Erreicht hat Wong in seiner kurzen Zeit in Deutschland vor allem eins: Peking ist so richtig sauer. Oder "stark unzufrieden", wie man das im chinesischen Außenministerium nennt. Deutschland habe sich mit dem Besuch entschieden, "Separatisten die Einreise zu gestatten", so der Vorwurf. Für China ist das ein "Akt der Respektlosigkeit". Mehrmals soll Peking Berlin dazu gedrängt haben, dem Hongkonger Aktivisten die Einreise zu verweigern. Dort wollte man aber nicht hören. Deshalb hat China den deutschen Botschafter in Peking einbestellt. Der "Zwischenfall", wie es der chinesische Botschafter in Berlin nennt, werde zudem negative Konsequenzen für die bilateralen Beziehungen zwischen Deutschland und China haben.
"Glory to Hongkong"
Die Reaktionen zeigen, wie sehr die chinesische Regierung derzeit unter Druck steht. Vor einer Woche hat die Hongkonger Regierung die Rücknahme des Gesetzesentwurfs für das geplante Auslieferungsabkommen angekündigt. Geholfen hat das wenig. Die scheinbar versöhnliche Geste beeindruckt die meisten Demonstranten kaum: zu wenig und zu spät, sagen die Hongkonger.

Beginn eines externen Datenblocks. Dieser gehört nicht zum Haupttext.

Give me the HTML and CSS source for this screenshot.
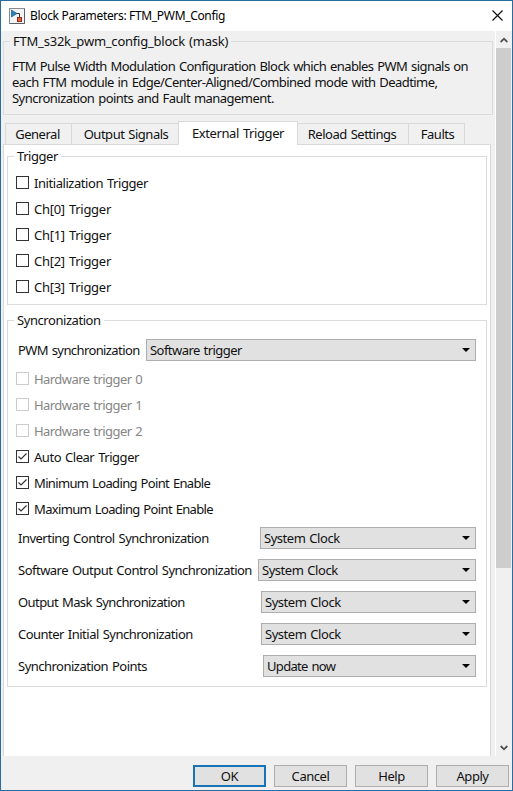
FILE: index.html
```html
<!DOCTYPE html>
<html lang="en">
<head>
<meta charset="utf-8">
<title>Block Parameters: FTM_PWM_Config</title>
<link rel="stylesheet" href="styles.css">
</head>
<body>
<div class="window">
  <header class="titlebar">
    <svg class="app-icon" width="16" height="16" viewBox="0 0 16 16">
      <rect x=".5" y=".5" width="15" height="15" fill="#f3f3f3" stroke="#858b91"/>
      <path d="M1 15.5H15.5V1" fill="none" stroke="#595f66"/>
      <path d="M7 5.500H10.500V10" fill="none" stroke="#333"/>
      <path d="M2.500 2L8 5.500L2.500 9Z" fill="#2784bc" stroke="#1c5c89" stroke-width=".7"/>
      <rect x="8.500" y="9.500" width="4" height="4" fill="#e36140" stroke="#8d2e1d"/>
    </svg>
    <h1 class="title">Block Parameters: FTM_PWM_Config</h1>
    <svg class="close" width="11" height="11" viewBox="0 0 11 11"><path d="M.5 .5L10.500 10.500M10.500 .5L.5 10.500" fill="none" stroke="#111" stroke-width="1.200"/></svg>
  </header>
  <div class="body">
    <main class="content">
      <fieldset class="group mask">
        <legend class="mask-name">FTM_s32k_pwm_config_block (mask)</legend>
        <div class="desc">
          <div class="d1">FTM Pulse Width Modulation Configuration Block which enables PWM signals on</div>
          <div class="d2">each FTM module in Edge/Center-Aligned/Combined mode with Deadtime,</div>
          <div class="d3">Syncronization points and Fault management.</div>
        </div>
      </fieldset>
      <nav class="tabs">
        <span class="tab general">General</span>
        <span class="tab output">Output Signals</span>
        <span class="tab external active">External Trigger</span>
        <span class="tab reload">Reload Settings</span>
        <span class="tab faults">Faults</span>
      </nav>
      <div class="panel">
        <fieldset class="group trigger">
          <legend>Trigger</legend>
          <div class="checks">
            <label class="check init"><i class="box"></i><span>Initialization Trigger</span></label>
            <label class="check channel"><i class="box"></i><span>Ch[0] Trigger</span></label>
            <label class="check channel"><i class="box"></i><span>Ch[1] Trigger</span></label>
            <label class="check channel"><i class="box"></i><span>Ch[2] Trigger</span></label>
            <label class="check channel"><i class="box"></i><span>Ch[3] Trigger</span></label>
          </div>
        </fieldset>
        <fieldset class="group sync">
          <legend>Syncronization</legend>
          <div class="row pwm"><span>PWM synchronization</span><div class="select w330"><span>Software trigger</span><i class="arrow"></i></div></div>
          <div class="checks">
            <label class="check disabled"><i class="box"></i><span>Hardware trigger 0</span></label>
            <label class="check disabled"><i class="box"></i><span>Hardware trigger 1</span></label>
            <label class="check disabled"><i class="box"></i><span>Hardware trigger 2</span></label>
            <label class="check auto"><i class="box"><svg width="11" height="11" viewBox="0 0 11 11"><path d="M1.500 5.500L4 8L9.500 2.500"/></svg></i><span>Auto Clear Trigger</span></label>
            <label class="check loading"><i class="box"><svg width="11" height="11" viewBox="0 0 11 11"><path d="M1.500 5.500L4 8L9.500 2.500"/></svg></i><span>Minimum Loading Point Enable</span></label>
            <label class="check loading"><i class="box"><svg width="11" height="11" viewBox="0 0 11 11"><path d="M1.500 5.500L4 8L9.500 2.500"/></svg></i><span>Maximum Loading Point Enable</span></label>
          </div>
          <div class="rows">
            <div class="row"><span>Inverting Control Synchronization</span><div class="select clock w216"><span>System Clock</span><i class="arrow"></i></div></div>
            <div class="row"><span>Software Output Control Synchronization</span><div class="select clock w218"><span>System Clock</span><i class="arrow"></i></div></div>
            <div class="row"><span class="output-mask">Output Mask Synchronization</span><div class="select clock w215"><span>System Clock</span><i class="arrow"></i></div></div>
            <div class="row"><span>Counter Initial Synchronization</span><div class="select clock w215"><span>System Clock</span><i class="arrow"></i></div></div>
            <div class="row"><span>Synchronization Points</span><div class="select update w213"><span>Update now</span><i class="arrow"></i></div></div>
          </div>
        </fieldset>
      </div>
    </main>
    <aside class="scrollbar">
      <svg class="up" width="8" height="6" viewBox="0 0 8 6"><path d="M.7 5L4 1.700L7.300 5"/></svg>
      <div class="thumb"></div>
      <svg class="down" width="8" height="6" viewBox="0 0 8 6"><path d="M.7 1L4 4.300L7.300 1"/></svg>
    </aside>
  </div>
  <footer class="footer">
    <button class="btn ok">OK</button>
    <button class="btn">Cancel</button>
    <button class="btn">Help</button>
    <button class="btn">Apply</button>
  </footer>
</div>
</body>
</html>
```
FILE: styles.css
```css
* { box-sizing: border-box; }
body { margin: 0; }
.window {
  width: 513px;
  height: 791px;
  border: 1px solid #2b6c9f;
  background: #f0f0f0;
  display: flex;
  flex-direction: column;
  font: 13px/16px "Noto Sans", sans-serif;
  letter-spacing: -.44px;
  word-spacing: 1px;
  color: #111;
  white-space: nowrap;
  overflow: hidden;
}
.titlebar {
  height: 30px;
  flex: none;
  background: #fff;
  display: flex;
  align-items: center;
  padding: 0 9px 0 8px;
}
.title {
  margin: 0 auto 0 5px;
  font-size: 12px;
  line-height: 16px;
  font-weight: 400;
  letter-spacing: -.33px;
  word-spacing: 0;
  color: #000;
}
.close { margin-bottom: 2px; }
.body { display: flex; height: 725px; flex: none; }
.content { width: 494px; padding-left: 2px; display: flex; flex-direction: column; }
.group { margin: 0; padding: 0; border: 1px solid #d9dcdf; min-width: 0; }
legend { margin-left: 6px; padding: 0 3px; height: 18px; line-height: 18px; }
.mask { width: 490px; height: 83px; flex: none; margin-top: 1px; }
.mask-name { letter-spacing: -.22px; }
.desc { margin: 8px 0 0 8px; }
.d1 { letter-spacing: -.58px; }
.d2 { letter-spacing: -.56px; }
.d3 { letter-spacing: -.53px; }
.tabs { height: 23px; flex: none; margin: 7px 0 -1px 2px; display: flex; align-items: flex-end; z-index: 1; }
.tab {
  height: 22px;
  border: 1px solid #d9d9d9;
  border-right: 0;
  display: flex;
  align-items: center;
  justify-content: center;
  letter-spacing: -.48px;
}
.general { width: 66px; padding-right: 2px; }
.output { width: 107px; padding-left: 2px; }
.external { width: 120px; height: 24px; background: #fff; border-right: 1px solid #d9d9d9; border-bottom: 0; padding-bottom: 2px; letter-spacing: -.4px; }
.reload { width: 110px; border-left: 0; padding-right: 2px; }
.faults { width: 57px; border-right: 1px solid #d9d9d9; padding-left: 2px; }
.panel { width: 488px; flex: 1; background: #fff; border: 1px solid #d9d9d9; border-bottom: 0; padding: 2px 3px 0; }
.trigger { width: 480px; height: 158px; }
.sync { width: 480px; height: 376px; margin-top: 6px; }
.checks { display: flex; flex-direction: column; margin-left: 8px; }
.trigger .checks { margin-top: 5px; }
.check { height: 26px; display: flex; align-items: center; gap: 5px; }
.channel { letter-spacing: -.28px; }
.auto { letter-spacing: -.46px; }
.loading { letter-spacing: -.65px; }
.box { width: 13px; height: 13px; border: 1px solid #333; background: #fff; display: block; position: relative; top: -1px; }
.box svg { display: block; fill: none; stroke: #333; stroke-width: 1.2; }
.disabled { color: #858585; letter-spacing: -.56px; }
.disabled .box { border-color: #ccc; }
.row { height: 22px; display: flex; align-items: center; justify-content: space-between; padding: 0 10px; letter-spacing: -.51px; }
.pwm { margin: 10px 0 5px; letter-spacing: -.6px; }
.output-mask { letter-spacing: -.58px; }
.rows { display: flex; flex-direction: column; gap: 10px; margin-top: 5px; }
.select {
  height: 22px;
  flex: none;
  border: 1px solid #adadad;
  background: #e1e1e1;
  display: flex;
  align-items: center;
  justify-content: space-between;
  padding: 0 5px 0 3px;
  letter-spacing: -.55px;
}
.clock { letter-spacing: -.46px; }
.update { letter-spacing: -.68px; }
.w330 { width: 330px; }
.w218 { width: 218px; }
.w216 { width: 216px; }
.w215 { width: 215px; }
.w213 { width: 213px; }
.arrow { border: 4px solid transparent; border-top-color: #000; border-bottom: 0; }
.scrollbar { width: 17px; border-left: 1px solid #fff; display: flex; flex-direction: column; align-items: center; background: #f0f0f0; }
.scrollbar svg { flex: none; fill: none; stroke: #505050; stroke-width: 1.8; }
.up { margin: 6px 0 5px; }
.thumb { width: 15px; height: 520px; background: #cdcdcd; flex: none; align-self: flex-start; }
.down { margin-top: auto; margin-bottom: 5px; }
.footer { display: flex; justify-content: flex-end; gap: 8px; padding: 9px 3px 0 0; }
.btn { width: 73px; height: 22px; padding: 0; border: 1px solid #adadad; background: #e1e1e1; font: inherit; letter-spacing: -.45px; color: #111; }
.ok { border: 2px solid #1873b7; }
```
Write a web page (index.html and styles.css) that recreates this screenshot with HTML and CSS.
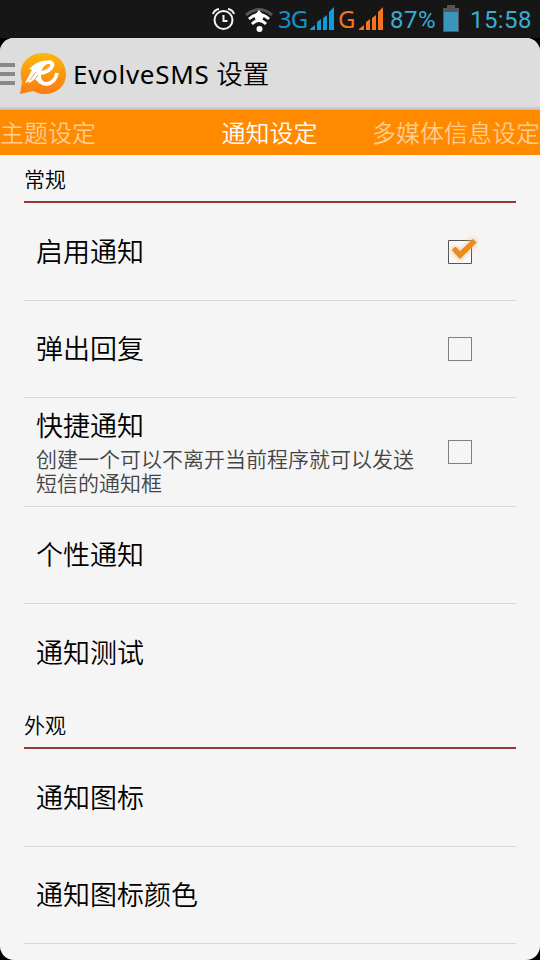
FILE: index.html
```html
<!DOCTYPE html>
<html lang="zh-CN">
<head>
<meta charset="utf-8">
<title>EvolveSMS 设置</title>
<link rel="stylesheet" href="styles.css">
</head>
<body>
<div class="status">
  <svg class="status-icons" width="386" height="38" viewBox="0 0 386 38">
    <g fill="none" stroke="#f4f4f4" stroke-width="2">
      <circle cx="223.500" cy="20" r="9"/>
      <path d="M223.500 15v6h4M213 14q1-4 6-5M234 14q-1-4-6-5"/>
    </g>
    <path d="M246 15Q259 4 272 15" fill="none" stroke="#555" stroke-width="3"/>
    <g fill="none" stroke="#fff" stroke-width="3">
      <path d="M249 19Q259 10 269 19M252 24Q259 17 266 24"/>
    </g>
    <path d="M259 10l5 6-2 5-3-2-3 2-2-5z" fill="#fff"/>
    <circle cx="259.500" cy="29" r="3" fill="#fff"/>
    <path d="M310 30v-1l5-4v5zM317 30v-8l4-3v11zM323 30v-12l4-3v15zM329 30v-18l5-5v23z" fill="#0d9ddb"/>
    <path d="M359 30v-1l5-4v5zM366 30v-8l4-3v11zM372 30v-12l4-3v15zM378 30v-18l5-5v23z" fill="#f47420"/>
  </svg>
  <span class="net net-3g">3G</span>
  <span class="net net-g">G</span>
  <span class="percent">87%</span>
  <svg class="battery" width="16" height="27" viewBox="0 0 16 27"><path d="M0 3h4V0h8v3h4v24H0z" fill="#555"/><path d="M1 7h14v19H1z" fill="#3a96bd"/></svg>
  <span class="clock">15:58</span>
</div>
<div class="app">
  <header class="bar">
    <div class="drawer"><i></i><i></i><i></i></div>
    <svg class="logo" width="50" height="44" viewBox="0 0 50 44">
      <defs><linearGradient id="g" x1="0" y1="0" x2="0" y2="1"><stop offset="0" stop-color="#fdb70a"/><stop offset="1" stop-color="#fb7b14"/></linearGradient></defs>
      <path d="M25 1C39 1 48 10 48 22S39 42 26 42c-5 0-8-2-11-3L2 42l2-12C-1 13 10 1 25 1z" fill="url(#g)"/>
      <path d="M22 21.500Q33 19 34.500 13Q34 9 28 10.500Q21 14 21 23Q21 32 28.500 32Q37 31 39 21" fill="none" stroke="#fff" stroke-width="3.800"/>
      <path d="M28 8.500Q18 9 11 17L14 18L7 31L12 29L10 32L17 27L22 32L21 18Z" fill="#fff"/>
      <path d="M12 28l6-8M17 27l3-4" fill="none" stroke="#e7a05f" stroke-width="1"/>
    </svg>
    <h1><span>EvolveSMS</span> 设置</h1>
  </header>
  <nav class="tabs"><span>主题设定</span><span class="active">通知设定</span><span>多媒体信息设定</span></nav>
  <main>
    <h2>常规</h2>
    <div class="row"><div class="name">启用通知</div>
      <svg class="check" width="36" height="36" viewBox="0 0 36 36">
        <defs><filter id="b" x="-30%" y="-30%" width="160%" height="160%"><feGaussianBlur stdDeviation="2"/></filter></defs>
        <path d="M6.500 6.500h23v23h-23z" fill="#fafafa" stroke="#555"/>
        <path d="M10 16l3-3 5 5L31 5l3 3-16 17z" fill="#ffb974" stroke="#ffb974" stroke-width="3" filter="url(#b)" opacity=".7"/>
        <path d="M10.500 16l3-3 4.500 5L31 5.500l3 3L18 24.500z" fill="#f58a12" stroke="#c5894a" stroke-width="1"/>
      </svg></div>
    <div class="row"><div class="name">弹出回复</div><span class="box"></span></div>
    <div class="row tall"><div class="name">快捷通知<p>创建一个可以不离开当前程序就可以发送<br>短信的通知框</p></div><span class="box"></span></div>
    <div class="row"><div class="name">个性通知</div></div>
    <div class="row last"><div class="name">通知测试</div></div>
    <h2>外观</h2>
    <div class="row"><div class="name">通知图标</div></div>
    <div class="row"><div class="name">通知图标颜色</div></div>
  </main>
</div>
</body>
</html>
```
FILE: styles.css
```css
* { box-sizing: border-box; }
body {
  margin: 0;
  width: 540px;
  height: 960px;
  overflow: hidden;
  background: #000;
  color: #000;
  font-family: "Noto Sans", "Noto Sans CJK SC", sans-serif;
  font-weight: 350;
}
.status {
  position: relative;
  height: 38px;
  background: #161616;
  font-family: Roboto, sans-serif;
  font-weight: 400;
  line-height: 38px;
  color: #35afd8;
}
.status-icons { display: block; }
.status span, .battery { position: absolute; top: 0; white-space: nowrap; }
.status .net { font-family: "Noto Sans", sans-serif; font-size: 24px; font-weight: 400; }
.status .net-3g { left: 278px; color: #168fcd; letter-spacing: -1px; }
.status .net-g { left: 338px; color: #f47420; }
.status .percent { left: 390px; top: 1px; font-size: 24px; letter-spacing: .5px; font-weight: 400; }
.status .battery { left: 443px; top: 5px; }
.status .clock { left: 470px; top: 1px; font-size: 24px; letter-spacing: .4px; font-weight: 400; }
.app {
  height: 922px;
  overflow: hidden;
  border-radius: 14px;
  background: #f5f5f5;
}
.bar {
  display: flex;
  align-items: center;
  height: 72px;
  background: linear-gradient(#ddd 68px, #bcbcbc 72px);
}
.drawer { display: grid; gap: 5px; width: 15px; }
.drawer i { height: 4px; background: #888; }
.logo { margin-left: 3px; }
h1 { margin: 0 0 0 5px; font-size: 26.5px; font-weight: 350; line-height: 36px; white-space: nowrap; }
h1 span { font-size: 26px; font-weight: 400; letter-spacing: .7px; }
.tabs {
  display: grid;
  grid-template-columns: 1fr 97px 1fr;
  height: 45px;
  background: #ff8a00;
  color: #ffcd91;
  font-size: 24px;
  line-height: 45px;
  white-space: nowrap;
}
.tabs span:last-child { justify-self: end; }
.tabs .active { color: #fff; }
main { padding: 0 24px; }
h2 {
  height: 48px;
  margin: 0;
  border-bottom: 2px solid #943838;
  font-size: 21px;
  font-weight: 350;
  line-height: 48px;
}
.row {
  display: flex;
  align-items: center;
  justify-content: space-between;
  height: 97px;
  padding: 0 38px 0 12px;
  border-bottom: 1px solid #d9d9d9;
  font-size: 27px;
  line-height: 36px;
}
h2 + .row { height: 98px; }
.row.tall { height: 109px; }
.row.last { border-bottom: 0; }
.row p {
  margin: 4px 0 0;
  font-family: "Liberation Sans", "Noto Sans CJK SC", sans-serif;
  font-size: 21px;
  line-height: 24px;
  color: #444;
  white-space: nowrap;
}
.box { flex: none; width: 24px; height: 24px; margin-right: 6px; border: 1px solid #808080; }
```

Sie pochen auf die vier verbleibenden Forderungen, darunter eine unabhängige Untersuchung der Polizeigewalt und eine Reform des Hongkonger Wahlsystems. Außerdem sollen Festgenommene freigelassen und die Demonstrationen nicht mehr Aufstände genannt werden.
Jeden Tag gibt es in der Stadt weitere Demonstrationen. Viele Universitätsstudenten und Schüler streiken. Am Sonntag könnten erneut Hunderttausende auf die Straße gehen. Bei einem Fußballspiel am Dienstagabend buhten die Zuschauer, als die chinesische Nationalhymne lief. Tausende drehten dem Spielfeld ihren Rücken zu. Später sangen die Fußballfans "Glory to Hongkong" - ein eigens für die Bewegung komponiertes Lied, das in der Stadt inzwischen als inoffizielle Hymne gehandelt wird. Es ist diese Art des Protests, die kaum daran glauben lässt, dass sich die Lage in der Stadt bald beruhigen könnte.